Yet a few more miles northward, in Oak View, beneath hawks floating above a seared, desolate hillside vineyard, an otherwise sane fellow named Adam Tolmach is knee-deep in grapes, “jogging” his way toward a world-class cuvee. It’s the crush at his Oak View winery--and while he’s not exactly stomping for juice, he can’t resist hopping into the vat to help feed the mechanical crusher.

If Tolmach is in the best of his form, the wine he is making will achieve national, even worldwide, recognition. Whatever the outcome, it will be a singular effort from a singular kind of guy--a nectar from a maker so finicky that he refuses to delegate winery work to anyone other than his wife because “it might not get done as I would do it.”

“Plus,” says Tolmach, who collaborates to a degree with his wife, Helen Hardenbergh, “I enjoy doing everything.”

Ed Pagor owns and runs Rolling Hills Vineyards, a one-man winery--there are no vineyards in sight--in Camarillo.

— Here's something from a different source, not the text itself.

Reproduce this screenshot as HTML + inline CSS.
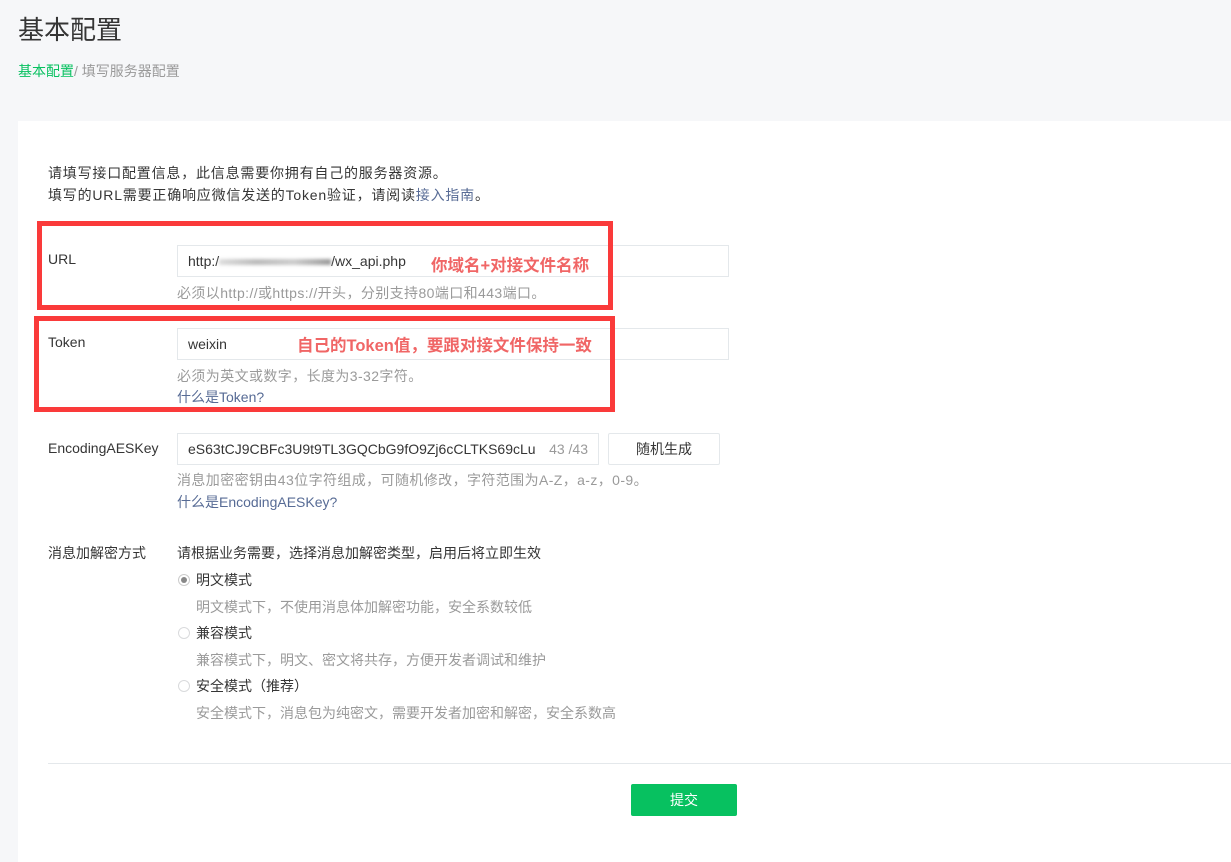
<!DOCTYPE html>
<html><head><meta charset="utf-8"><style>
body{margin:0;width:1231px;height:862px;background:#f6f7f9;font-family:"Liberation Sans","Noto Sans CJK SC",sans-serif;color:#353535;position:relative;overflow:hidden}
.a{position:absolute;white-space:nowrap}
.card{position:absolute;left:18px;top:121px;width:1213px;height:741px;background:#fff}
.in{position:absolute;border:1px solid #e4e8eb;background:#fff;box-sizing:border-box;font-size:14px;line-height:30px;padding-left:10px}
.h{font-size:14px;color:#9a9a9a;letter-spacing:0.4px}
.lk{font-size:14px;color:#576b95}
.rb{position:absolute;border:5px solid #fa3a3a;box-sizing:border-box}
.red{color:#f06666;font-weight:bold;font-size:16.5px}
.r{position:absolute;width:12px;height:12px;border:1px solid #d9dadc;border-radius:50%;box-sizing:border-box;background:#fff}
</style></head><body>
<div class="a" style="left:18px;top:10px;font-size:26px;color:#353535">基本配置</div>
<div class="a" style="left:18px;top:61px;font-size:14px;color:#9a9a9a"><span style="color:#07c160">基本配置</span>/ 填写服务器配置</div>
<div class="card"></div>
<div class="a" style="left:48px;top:162px;font-size:14px;line-height:22px;letter-spacing:0.8px">请填写接口配置信息，此信息需要你拥有自己的服务器资源。<br>填写的URL需要正确响应微信发送的Token验证，请阅读<span style="color:#576b95">接入指南</span>。</div>

<div class="a" style="left:48px;top:251px;font-size:14px">URL</div>
<div class="in" style="left:177px;top:245px;width:552px;height:32px">http:/<span style="display:inline-block;width:112px;height:6px;background:linear-gradient(90deg,#ddd,#bbb,#ccc,#999);vertical-align:middle;filter:blur(1.5px)"></span>/wx_api.php</div>
<div class="a red" style="left:431px;top:252px">你域名+对接文件名称</div>
<div class="a h" style="left:177px;top:283px">必须以http://或https://开头，分别支持80端口和443端口。</div>
<div class="rb" style="left:37px;top:221px;width:576px;height:89px"></div>

<div class="a" style="left:48px;top:334px;font-size:14px">Token</div>
<div class="in" style="left:177px;top:328px;width:552px;height:32px">weixin</div>
<div class="a red" style="left:297px;top:332px">自己的Token值，要跟对接文件保持一致</div>
<div class="a h" style="left:177px;top:366px">必须为英文或数字，长度为3-32字符。</div>
<div class="a lk" style="left:177px;top:387px">什么是Token?</div>
<div class="rb" style="left:34px;top:316px;width:581px;height:96px"></div>

<div class="a" style="left:48px;top:440px;font-size:14px">EncodingAESKey</div>
<div class="in" style="left:177px;top:433px;width:422px;height:32px">eS63tCJ9CBFc3U9t9TL3GQCbG9fO9Zj6cCLTKS69cLu<span style="position:absolute;right:10px;color:#9a9a9a">43 /43</span></div>
<div class="in" style="left:608px;top:433px;width:112px;height:32px;padding:0;text-align:center;font-size:14px;border-radius:2px">随机生成</div>
<div class="a h" style="left:177px;top:470px">消息加密密钥由43位字符组成，可随机修改，字符范围为A-Z，a-z，0-9。</div>
<div class="a lk" style="left:177px;top:492px">什么是EncodingAESKey?</div>

<div class="a" style="left:48px;top:543px;font-size:14px">消息加解密方式</div>
<div class="a" style="left:177px;top:543px;font-size:14px">请根据业务需要，选择消息加解密类型，启用后将立即生效</div>
<div class="r" style="left:178px;top:574px;border-color:#ccc"><div style="margin:2px;width:6px;height:6px;border-radius:50%;background:#888"></div></div>
<div class="a" style="left:196px;top:570px;font-size:14px">明文模式</div>
<div class="a h" style="left:196px;top:597px;letter-spacing:0">明文模式下，不使用消息体加解密功能，安全系数较低</div>
<div class="r" style="left:178px;top:627px"></div>
<div class="a" style="left:196px;top:623px;font-size:14px">兼容模式</div>
<div class="a h" style="left:196px;top:650px;letter-spacing:0">兼容模式下，明文、密文将共存，方便开发者调试和维护</div>
<div class="r" style="left:178px;top:680px"></div>
<div class="a" style="left:196px;top:676px;font-size:14px">安全模式（推荐）</div>
<div class="a h" style="left:196px;top:703px;letter-spacing:0">安全模式下，消息包为纯密文，需要开发者加密和解密，安全系数高</div>

<div class="a" style="left:48px;top:763px;width:1183px;height:1px;background:#e4e8eb"></div>
<div class="a" style="left:631px;top:784px;width:106px;height:32px;background:#07c160;color:#fff;font-size:14px;line-height:32px;text-align:center;border-radius:2px">提交</div>
</body></html>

Brooks Painter is the winemaker at Leeward Winery, a five-person show in Ventura. And Tolmach, with his wife, owns and run The Ojai Vineyard, a vineyard and winery in Oak View.

They join two other Ventura County commercial winemakers: Carmel Maitland, who owns and runs Old Creek Ranch Winery, in Oak View; and John Daume, like Pagor a one-man show, also in Camarillo, also without vineyards.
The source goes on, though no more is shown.